(Supplied entries):
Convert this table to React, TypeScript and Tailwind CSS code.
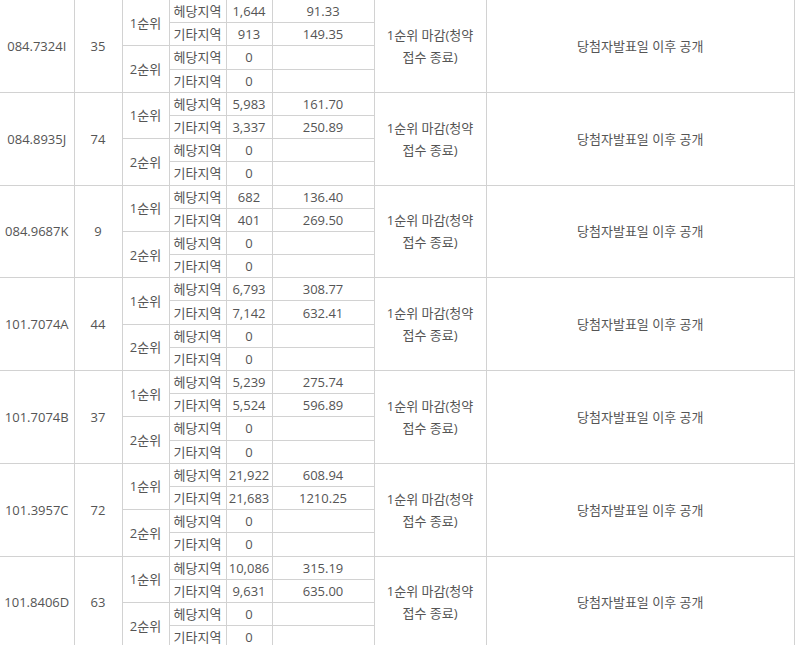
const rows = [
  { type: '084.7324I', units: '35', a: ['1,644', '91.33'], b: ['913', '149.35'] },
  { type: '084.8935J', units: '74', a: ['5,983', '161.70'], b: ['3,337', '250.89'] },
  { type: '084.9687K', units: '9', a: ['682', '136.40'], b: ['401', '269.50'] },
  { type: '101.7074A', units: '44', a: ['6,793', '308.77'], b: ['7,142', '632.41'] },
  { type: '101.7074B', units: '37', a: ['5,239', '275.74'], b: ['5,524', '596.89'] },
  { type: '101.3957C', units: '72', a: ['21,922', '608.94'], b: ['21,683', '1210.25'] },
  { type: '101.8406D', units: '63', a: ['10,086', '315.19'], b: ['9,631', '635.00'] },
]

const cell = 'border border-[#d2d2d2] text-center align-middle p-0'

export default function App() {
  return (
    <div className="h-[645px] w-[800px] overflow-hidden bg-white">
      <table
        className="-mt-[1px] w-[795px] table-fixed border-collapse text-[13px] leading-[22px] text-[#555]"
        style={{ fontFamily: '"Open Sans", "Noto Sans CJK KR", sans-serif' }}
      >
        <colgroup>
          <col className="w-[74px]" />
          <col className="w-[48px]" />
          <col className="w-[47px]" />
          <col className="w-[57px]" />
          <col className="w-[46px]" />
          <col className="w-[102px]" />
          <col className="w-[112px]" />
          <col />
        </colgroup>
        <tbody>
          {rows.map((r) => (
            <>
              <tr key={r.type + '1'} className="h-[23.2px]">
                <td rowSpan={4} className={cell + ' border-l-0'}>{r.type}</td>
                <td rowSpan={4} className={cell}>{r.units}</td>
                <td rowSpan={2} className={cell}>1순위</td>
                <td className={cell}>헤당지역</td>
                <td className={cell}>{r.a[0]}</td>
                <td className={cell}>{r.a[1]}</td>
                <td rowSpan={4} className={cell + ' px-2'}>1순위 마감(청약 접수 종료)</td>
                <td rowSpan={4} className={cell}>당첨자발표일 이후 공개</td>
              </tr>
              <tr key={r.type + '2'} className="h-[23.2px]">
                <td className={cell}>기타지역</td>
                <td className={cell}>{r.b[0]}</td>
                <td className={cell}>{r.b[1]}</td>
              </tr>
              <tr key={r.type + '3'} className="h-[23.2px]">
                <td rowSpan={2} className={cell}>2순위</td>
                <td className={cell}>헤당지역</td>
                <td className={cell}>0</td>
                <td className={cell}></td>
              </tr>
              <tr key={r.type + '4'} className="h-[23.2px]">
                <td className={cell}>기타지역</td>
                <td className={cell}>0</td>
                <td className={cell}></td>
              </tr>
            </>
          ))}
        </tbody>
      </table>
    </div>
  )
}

...

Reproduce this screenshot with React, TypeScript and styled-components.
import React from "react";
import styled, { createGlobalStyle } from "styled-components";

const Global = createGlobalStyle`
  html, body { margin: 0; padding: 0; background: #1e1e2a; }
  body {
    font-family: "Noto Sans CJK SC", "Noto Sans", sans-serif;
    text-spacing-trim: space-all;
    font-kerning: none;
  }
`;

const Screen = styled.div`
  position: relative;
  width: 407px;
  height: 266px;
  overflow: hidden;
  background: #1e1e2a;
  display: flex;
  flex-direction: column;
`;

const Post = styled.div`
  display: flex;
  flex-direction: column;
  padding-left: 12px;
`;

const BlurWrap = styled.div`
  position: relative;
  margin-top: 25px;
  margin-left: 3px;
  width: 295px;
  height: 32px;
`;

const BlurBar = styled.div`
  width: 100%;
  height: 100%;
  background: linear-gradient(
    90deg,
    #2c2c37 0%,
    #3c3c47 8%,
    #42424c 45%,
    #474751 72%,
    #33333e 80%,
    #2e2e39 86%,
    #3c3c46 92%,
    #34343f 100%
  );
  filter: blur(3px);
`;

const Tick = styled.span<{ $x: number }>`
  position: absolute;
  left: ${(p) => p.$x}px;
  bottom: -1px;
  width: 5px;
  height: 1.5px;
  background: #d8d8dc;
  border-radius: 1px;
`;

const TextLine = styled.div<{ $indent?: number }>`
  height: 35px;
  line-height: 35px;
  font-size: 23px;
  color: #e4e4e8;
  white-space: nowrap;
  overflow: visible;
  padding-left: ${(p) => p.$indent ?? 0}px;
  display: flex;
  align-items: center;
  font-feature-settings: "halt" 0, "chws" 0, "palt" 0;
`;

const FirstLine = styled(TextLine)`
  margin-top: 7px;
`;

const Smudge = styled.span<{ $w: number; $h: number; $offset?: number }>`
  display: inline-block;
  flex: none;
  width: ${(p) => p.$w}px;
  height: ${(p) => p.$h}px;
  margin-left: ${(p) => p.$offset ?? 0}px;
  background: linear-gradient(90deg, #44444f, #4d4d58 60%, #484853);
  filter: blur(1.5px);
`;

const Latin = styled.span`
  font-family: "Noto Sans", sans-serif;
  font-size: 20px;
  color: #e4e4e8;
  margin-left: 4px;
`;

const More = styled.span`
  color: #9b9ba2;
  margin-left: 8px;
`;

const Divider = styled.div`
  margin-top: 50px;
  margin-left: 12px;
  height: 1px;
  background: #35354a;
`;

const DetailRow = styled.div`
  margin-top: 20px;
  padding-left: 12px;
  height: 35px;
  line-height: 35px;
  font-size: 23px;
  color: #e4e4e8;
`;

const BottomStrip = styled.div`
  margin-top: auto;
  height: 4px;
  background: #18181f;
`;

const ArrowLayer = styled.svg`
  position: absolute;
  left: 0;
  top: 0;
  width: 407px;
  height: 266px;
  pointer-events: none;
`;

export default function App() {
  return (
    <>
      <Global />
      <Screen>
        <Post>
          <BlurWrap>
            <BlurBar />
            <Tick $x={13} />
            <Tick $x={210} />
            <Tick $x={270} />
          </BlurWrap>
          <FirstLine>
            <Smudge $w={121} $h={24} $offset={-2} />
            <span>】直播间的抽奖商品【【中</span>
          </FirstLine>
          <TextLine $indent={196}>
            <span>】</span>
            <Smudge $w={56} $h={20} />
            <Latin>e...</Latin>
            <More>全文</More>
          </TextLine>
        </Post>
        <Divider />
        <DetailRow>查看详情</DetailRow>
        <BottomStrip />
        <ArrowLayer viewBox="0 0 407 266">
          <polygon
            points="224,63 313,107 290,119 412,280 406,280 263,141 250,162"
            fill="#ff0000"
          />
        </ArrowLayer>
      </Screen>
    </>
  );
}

(Job):
Give back only the lines from the one holding "Convert this table" through the one holding "const cell = 'border", both kept, exactly as written. Omit the images.

(Solution to the problem):
Convert this table to React, TypeScript and Tailwind CSS code.
const rows = [
  { type: '084.7324I', units: '35', a: ['1,644', '91.33'], b: ['913', '149.35'] },
  { type: '084.8935J', units: '74', a: ['5,983', '161.70'], b: ['3,337', '250.89'] },
  { type: '084.9687K', units: '9', a: ['682', '136.40'], b: ['401', '269.50'] },
  { type: '101.7074A', units: '44', a: ['6,793', '308.77'], b: ['7,142', '632.41'] },
  { type: '101.7074B', units: '37', a: ['5,239', '275.74'], b: ['5,524', '596.89'] },
  { type: '101.3957C', units: '72', a: ['21,922', '608.94'], b: ['21,683', '1210.25'] },
  { type: '101.8406D', units: '63', a: ['10,086', '315.19'], b: ['9,631', '635.00'] },
]

const cell = 'border border-[#d2d2d2] text-center align-middle p-0'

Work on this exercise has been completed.